Some progress has undoubtedly been made in the last six months or so within the B2B digital marketing space. The frenzy for dataficating everything and monitorization of funnels and tubes and pipelines and all things relating to grids and templates has mercifully eased off a bit. The dawning realisation that demand gen tools are exactly that, tools (like all the other tools that went before…), not a total panacea for digital marketing, is a blessed relief.
There’s more interest being expressed in brand strategy again, “How do we say this differently? What can we do to stand out from our competitors?” And there’s a growing recognition that between the brand strategy and the demand gen tools, there’s still a gap in the middle that needs to be filled. “Here’s our brand, check. Here’s our machine for processing stuff that will tell us what to do next, check. Umm… how do we join the two together?”
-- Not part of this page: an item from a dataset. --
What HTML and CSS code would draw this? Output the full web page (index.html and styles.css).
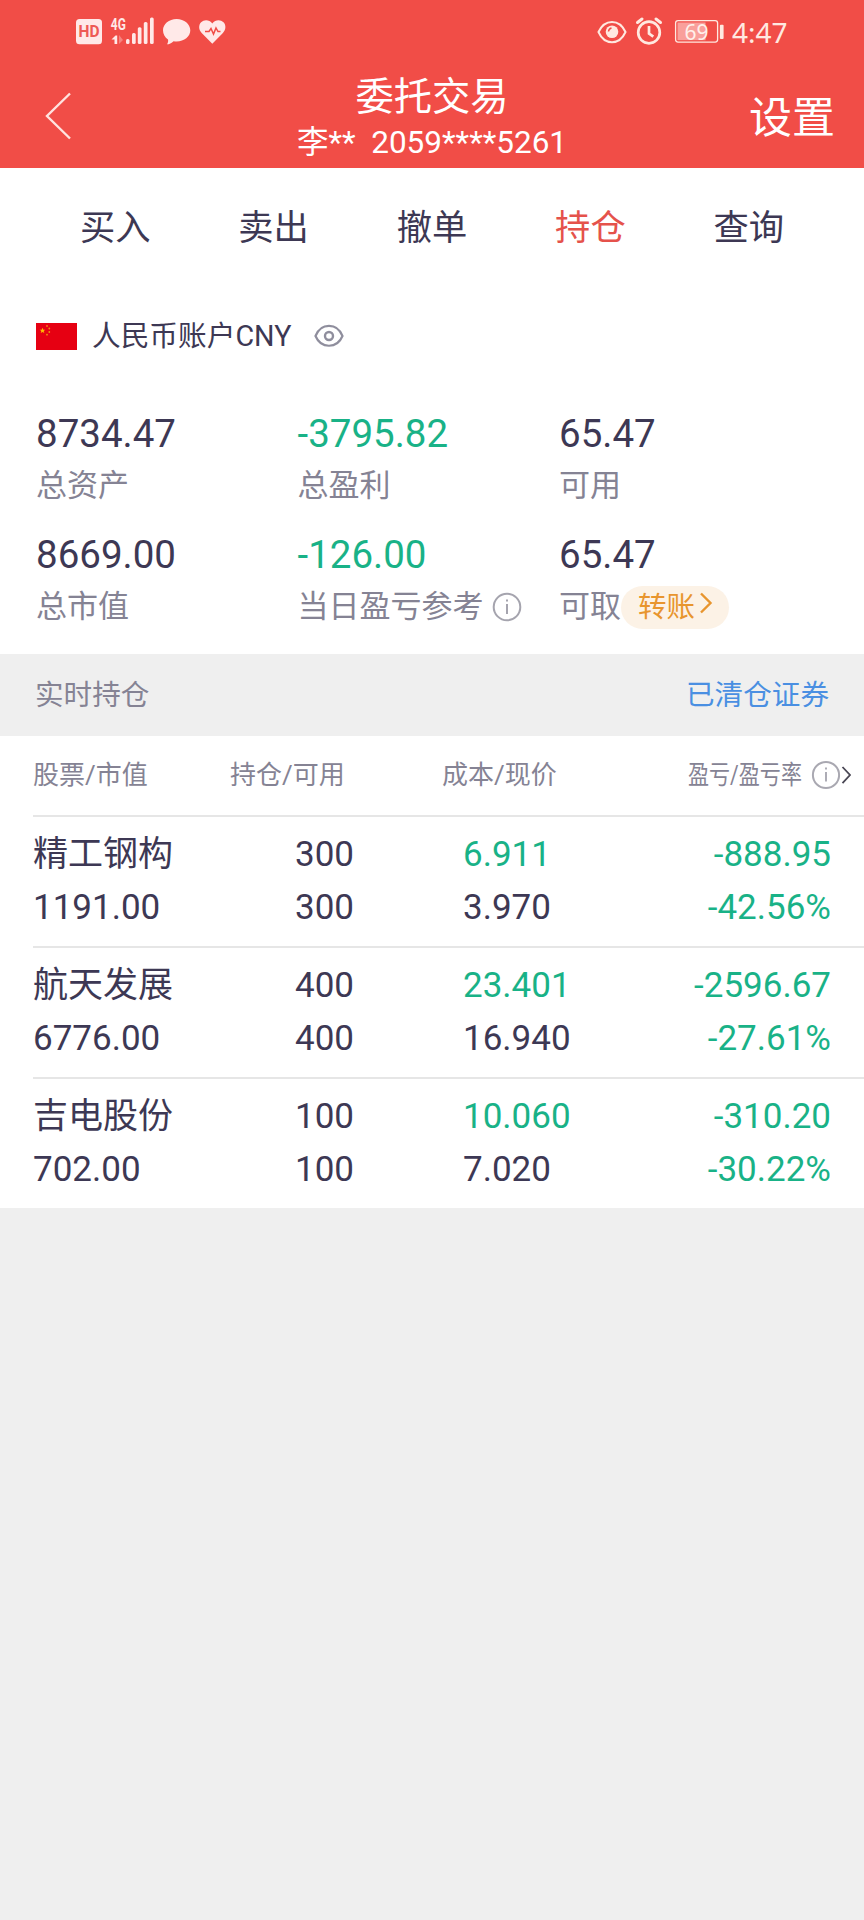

In the ‘olden days’, the gap would have been filled by design work. A graphic designer would have been expected to colour-in the gap, maybe with a Getty image or two. Tah-dah! A beautifully coloured picture with your message at the top and your badge at the bottom. Brilliant. Let’s go to the pub.
In the newfangled digital and social world however, colouring-in doesn’t fill the gap. The graphic design requirement for engaging in (for example) social monitoring, conversation and response is, let me think, oh I know – zero. There is still a need for design, but the real requirement (the gap) is for creativity. Not just Getty images creativity, but digital creativity – creative thinking based on digital understanding. The difference of course is that the very last person on earth that you should ask for digital creativity is the same person you ask for graphic design. That’s a tough one for clients and agencies to come to terms with. B2B clients barely recognised good traditional creativity when it bit them on the ass, so the transition to digital is like taking them on a trip to Mordor. Graphic designers craft breathtakingly beautiful work, which is next to useless in the context of most digital platforms.
The gap then, between B2B brand development and digital marketing delivery is creativity. Actually, creativity has always been the missing link in B2B marketing, but the opportunity is to provide creative solutions with and for digital challenges. So if the traditional Creative Director’s role has changed, where’s this elusive new digital creativity going to come from? The Planners, the Strategists, the Community Managers, the Info Architects, the UX testing…? ‘Yes’ – probably all of the above. But not many of the clients or the agencies are prepared to truly take the risk and make the change. If B2B is famous for anything, it’s for not changing. But the talking’s just about over now I think. We’ve talked a lot about B2B Social Media and B2B Digital Marketing. We’ve been sitting on our thumbs watching and referring to endless B2C examples. Now we have to deliver it in B2B, or not.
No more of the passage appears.